Stated goal: Every line from the top of the records through the line containing "import React from" should be retyped exactly; the pictures should not.
--------
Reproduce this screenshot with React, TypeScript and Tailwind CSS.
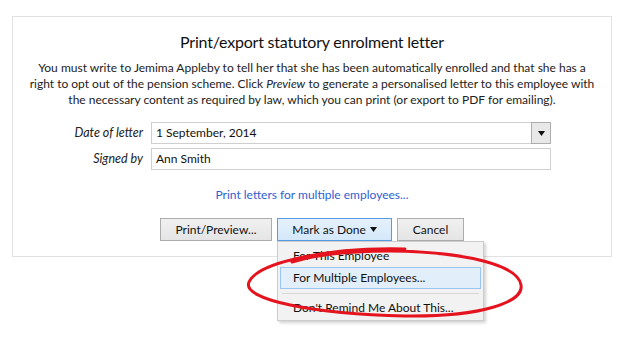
import React from "react";

export default function App() {
  const font = { fontFamily: "Lato, 'Noto Sans', 'Liberation Sans', sans-serif" };
  return (
    <div className="relative w-[628px] h-[344px] bg-white overflow-hidden text-[#1f1f1f]" style={font}>
      <div className="pt-[16px] pl-[12px]">
        <div className="w-[600px] h-[241px] border border-[#e1e1e1] bg-white flex flex-col items-center pt-[14px]">
          <div className="text-[16px] leading-[22px] tracking-[-0.2px] text-[#111]">Print/export statutory enrolment letter</div>
          <p className="mt-[7px] text-[12px] leading-[16px] text-center whitespace-nowrap text-[#222]">
            You must write to Jemima Appleby to tell her that she has been automatically enrolled and that she has a
            <br />
            right to opt out of the pension scheme. Click <i>Preview</i> to generate a personalised letter to this employee with
            <br />
            the necessary content as required by law, which you can print (or export to PDF for emailing).
          </p>
          <div className="mt-[14px] self-start grid grid-cols-[130px_400px] gap-x-[8px] gap-y-[4px] items-center text-[12px]">
            <div className="italic text-right text-[12.5px] text-[#222]">Date of letter</div>
            <div className="h-[22px] border border-[#cfcfcf] bg-white flex items-stretch">
              <div className="flex-1 pl-[4px] leading-[20px] text-[#111]">1 September, 2014</div>
              <div className="w-[20px] -my-[1px] -mr-[1px] border border-[#adadad] bg-[#e8e8e8] flex items-center justify-center">
                <svg width="7" height="5" viewBox="0 0 7 5"><path d="M0 0H7L3.5 5Z" fill="#111" /></svg>
              </div>
            </div>
            <div className="italic text-right text-[12.5px] text-[#222]">Signed by</div>
            <div className="h-[22px] border border-[#cfcfcf] bg-white pl-[4px] leading-[20px] text-[#111]">Ann Smith</div>
          </div>
          <div className="mt-[17px] text-[12px] leading-[16px] text-[#3060d0]">Print letters for multiple employees...</div>
          <div className="mt-[15px] flex gap-[5px] text-[12px]">
            <button className="w-[112px] h-[23px] border border-[#acacac] bg-gradient-to-b from-[#f0f0f0] to-[#e5e5e5] text-[#111]">Print/Preview...</button>
            <div className="relative">
              <button className="w-[115px] h-[23px] border border-[#569de5] bg-gradient-to-b from-[#e5f1fb] to-[#d4e8fa] text-[#111] flex items-center justify-center gap-[4px]">
                Mark as Done
                <svg width="7" height="5" viewBox="0 0 7 5"><path d="M0 0H7L3.5 5Z" fill="#111" /></svg>
              </button>
              <div className="absolute left-0 top-full w-[207px] h-[80px] border border-[#cccccc] bg-[#f2f2f2] shadow-[2px_2px_3px_rgba(0,0,0,0.18)] pt-[3px] px-[2px] text-[12px] text-[#111]">
                <div className="h-[22px] leading-[22px] pl-[13px]">For This Employee</div>
                <div className="h-[22px] leading-[20px] pl-[12px] border border-[#99c5f0] bg-[#e3eefb]">For Multiple Employees...</div>
                <div className="mt-[4px] mb-[3px] mx-[2px] h-px bg-[#d7d7d7]" />
                <div className="h-[22px] leading-[22px] pl-[13px]">Don't Remind Me About This...</div>
              </div>
            </div>
            <button className="w-[67px] h-[23px] border border-[#acacac] bg-gradient-to-b from-[#f0f0f0] to-[#e5e5e5] text-[#111]">Cancel</button>
          </div>
        </div>
      </div>
      <svg className="absolute left-0 top-0 pointer-events-none" width="628" height="344" viewBox="0 0 628 344">
        <path
          d="M405 249 C 330 247, 258 262, 249 282 C 241 300, 315 314, 405 316 C 482 317, 524 302, 521 285 C 518 266, 470 252, 390 251 C 345 251, 315 255, 292 262"
          fill="none"
          stroke="#e5131d"
          strokeWidth="3"
          strokeLinecap="round"
        />
      </svg>
    </div>
  );
}
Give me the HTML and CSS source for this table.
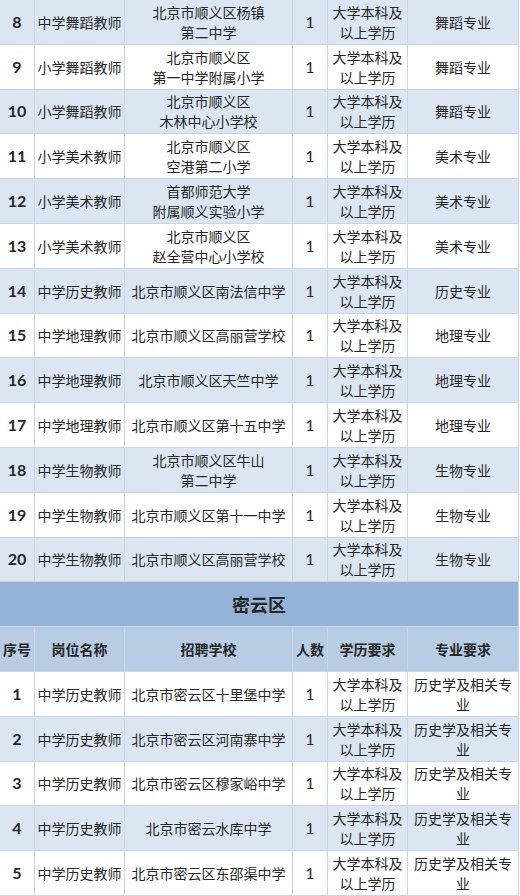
--------
Exercise solution:
Reproduce this screenshot with React, TypeScript and Tailwind CSS.
import React from "react";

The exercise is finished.